About two years ago I started working regularly at a customer not very far from home. One route there, mainly through the back suburban streets (so that I can keep an eye on how the gardens are doing) used to have me going up to his spot several times a week. Every day there he was, sometimes capering a little, smiling, talking a lot. I never really understood what he was saying, but there was always obviously a friendly greeting in there. His thumbs up would cheer my morning,. If stopped I would open the car window and we would ‘touch knuckles’. I have no idea where that tradition of his started, but there were a lot of us he greeted.

He always had a hat. Sometimes a very sensible one, sometimes a fanciful one. One year I kept a hat from a party, a dazzling bowler with red sequins. But alas, I drove past his spot a few times and he was not there. I eventually gave it to a street kid who had been staring through the window at it. He preened at his own reflection in the mirror and smiled. Next day Mr Happy was back at his corner, yet I had given away his hat. I felt guilty, even though he had never known it was intended for him. I kept meaning to go and buy him one.

Then last week a friend posted on Facebook that Mr Happy was dead. Struck by a car. Amazng how many peopke knew him, commented over his loss. Someone most of us didn’t even know by name. He spread his happiness around, brightening grumpy mornings.

We are waiting to hear if he had a family, and if we can help in some way.

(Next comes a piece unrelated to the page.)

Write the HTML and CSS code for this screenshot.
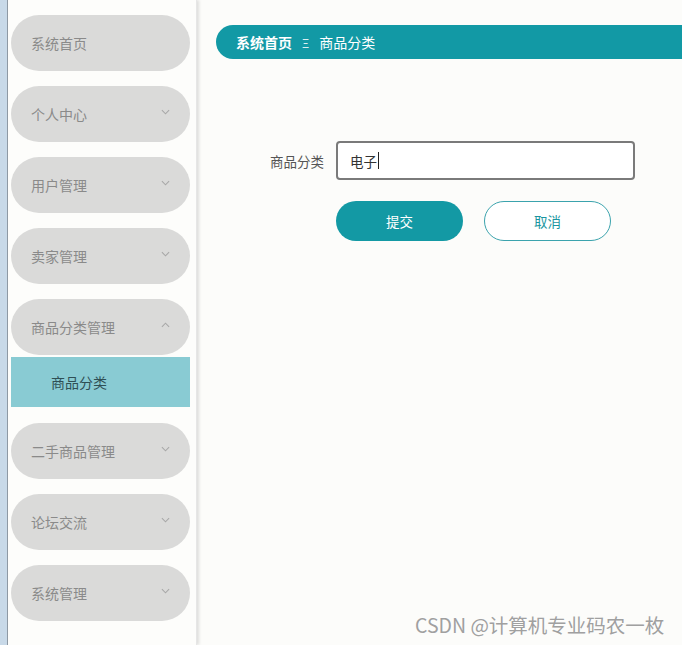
FILE: index.html
```
<!DOCTYPE html>
<html lang="zh">
<head>
    <meta charset="UTF-8">
    <title>商品分类</title>
    <link rel="stylesheet" href="styles.css">
</head>
<body>

<div class="edge"></div>

<div class="sidebar">
    <div class="menu-item">系统首页</div>
    <div class="menu-item">个人中心 <svg class="chev" viewBox="0 0 10 6"><path d="M1 1l4 4 4-4"/></svg></div>
    <div class="menu-item">用户管理 <svg class="chev" viewBox="0 0 10 6"><path d="M1 1l4 4 4-4"/></svg></div>
    <div class="menu-item">卖家管理 <svg class="chev" viewBox="0 0 10 6"><path d="M1 1l4 4 4-4"/></svg></div>
    <div class="menu-item open">商品分类管理 <svg class="chev" viewBox="0 0 10 6"><path d="M1 5l4-4 4 4"/></svg></div>
    <div class="sub-item">商品分类</div>
    <div class="menu-item">二手商品管理 <svg class="chev" viewBox="0 0 10 6"><path d="M1 1l4 4 4-4"/></svg></div>
    <div class="menu-item">论坛交流 <svg class="chev" viewBox="0 0 10 6"><path d="M1 1l4 4 4-4"/></svg></div>
    <div class="menu-item">系统管理 <svg class="chev" viewBox="0 0 10 6"><path d="M1 1l4 4 4-4"/></svg></div>
</div>

<div class="main">
    <div class="breadcrumb">
        <span class="crumb-home">系统首页</span>
        <span class="crumb-sep">Ξ</span>
        <span>商品分类</span>
    </div>

    <div class="form">
        <div class="form-row">
            <label>商品分类</label>
            <div class="input">电子<span class="caret"></span></div>
        </div>
        <div class="form-btns">
            <button class="btn btn-ok">提交</button>
            <button class="btn btn-cancel">取消</button>
        </div>
    </div>
</div>

<div class="watermark">CSDN @计算机专业码农一枚</div>

</body>
</html>
```

FILE: styles.css
```
body { margin: 0; display: flex; height: 645px; overflow: hidden; background: #fcfcfa; font-family: "Noto Sans CJK SC", "Noto Sans", sans-serif; }

/* bord de la fenêtre voisine */
.edge { width: 7px; background: #c8d9e8; border-right: 1px solid #8f9aa5; flex-shrink: 0; }

/* Menu latéral */
.sidebar { width: 185px; padding: 15px 0 0 3px; background: #fdfdfb; box-shadow: 2px 0 3px rgba(0,0,0,0.12); border-right: 1px solid #e6e6e6; flex-shrink: 0; }
.menu-item { width: 179px; height: 56px; box-sizing: border-box; border-radius: 28px; background: #dadad9; color: #8a8a8a; font-size: 14px; display: flex; align-items: center; justify-content: space-between; padding: 0 20px 0 20px; margin-bottom: 15px; }
.menu-item.open { margin-bottom: 2px; }
.chev { width: 9px; height: 6px; fill: none; stroke: #a8a8a8; stroke-width: 1.2; margin-top: -4px; }
.sub-item { width: 179px; height: 50px; background: #89cbd3; color: #2f4f55; font-size: 14px; display: flex; align-items: center; padding-left: 40px; box-sizing: border-box; margin-bottom: 16px; }

/* Contenu */
.main { flex-grow: 1; padding: 25px 0 0 19px; }
.breadcrumb { height: 34px; background: #1299a5; border-radius: 17px 0 0 17px; color: white; font-size: 14px; display: flex; align-items: center; padding-left: 20px; }
.crumb-home { font-weight: bold; }
.crumb-sep { margin: 0 10px; font-size: 12px; opacity: 0.85; }

.form { margin-top: 82px; padding-left: 54px; }
.form-row { display: flex; align-items: center; }
.form-row label { width: 66px; font-size: 13.5px; color: #555; }
.input { width: 299px; height: 39px; box-sizing: border-box; border: 2px solid #7a7a7a; border-radius: 4px; background: white; padding-left: 12px; font-size: 13.5px; color: #333; display: flex; align-items: center; }
.caret { display: inline-block; width: 1px; height: 17px; background: #222; margin-left: 1px; }

.form-btns { display: flex; gap: 21px; margin: 21px 0 0 66px; }
.btn { width: 127px; height: 40px; border-radius: 20px; font-size: 13.5px; font-family: inherit; cursor: pointer; }
.btn-ok { background: #1399a4; color: white; border: none; }
.btn-cancel { background: white; color: #1a95a0; border: 1px solid #3ba3ad; }

.watermark { position: absolute; left: 415px; top: 610px; font-size: 19.5px; color: #a0a0a0; text-shadow: 0 0 2px white; font-family: "Noto Sans CJK SC", "Liberation Sans", sans-serif; }
```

I sat that evening with a cup of coffee, thinking about him. He must have had a hard life; newspaper sellers do not earn a lot. He had a family to raise, and if his extended family was anything like many of our families here, he may have been supporting an extended family as well.

Yet every day there was that incredible happiness from him. He was definitely a man who CHOSE happiness.

Thank you Mr Happy for a lesson for the heart.


20 thoughts on “Happiness

  1. Sad story.Yes bad and sad things happen all the time.If we let sadness overcome us though our lives would be unbearable.I think your friend who lost a child definitely has the right attitude,one has to realise that despite all,we can and must find positives in order to live ‘happy’ lives.

    1. She grieved for a long time, but having her husband to look after let her start getting the balance back.

      I think those who do not grieve, may never get back to happiness.

  2. It is amazing how little bits of kindness add up to a better world. it is like a muscle that has to be regularly exercised until the muscle memory kicks in, and then you just do it automatically, and are a healthier, better person.

    Thanks for the story, and the prompt. “See” you next week. — Rita

  3. Thanks, Sidey. Good share.

    There is a Tibetan saying: “at the door of the miserable rich man sleeps the contented beggar.” The point of this saying is not that poverty is a virtue, but that happiness does not come from wealth ~ it comes from setting limits to one’s desires, and living within those limits with satisfaction.
    ~ His Holiness The Dalai Lama

  4. More proof of the lifeprint we leave, Sidey, no matter how insignificant we are considered. And a lesson in how to be happy with very little. How to celebrate the good moments.
    Good that we know of him now, too.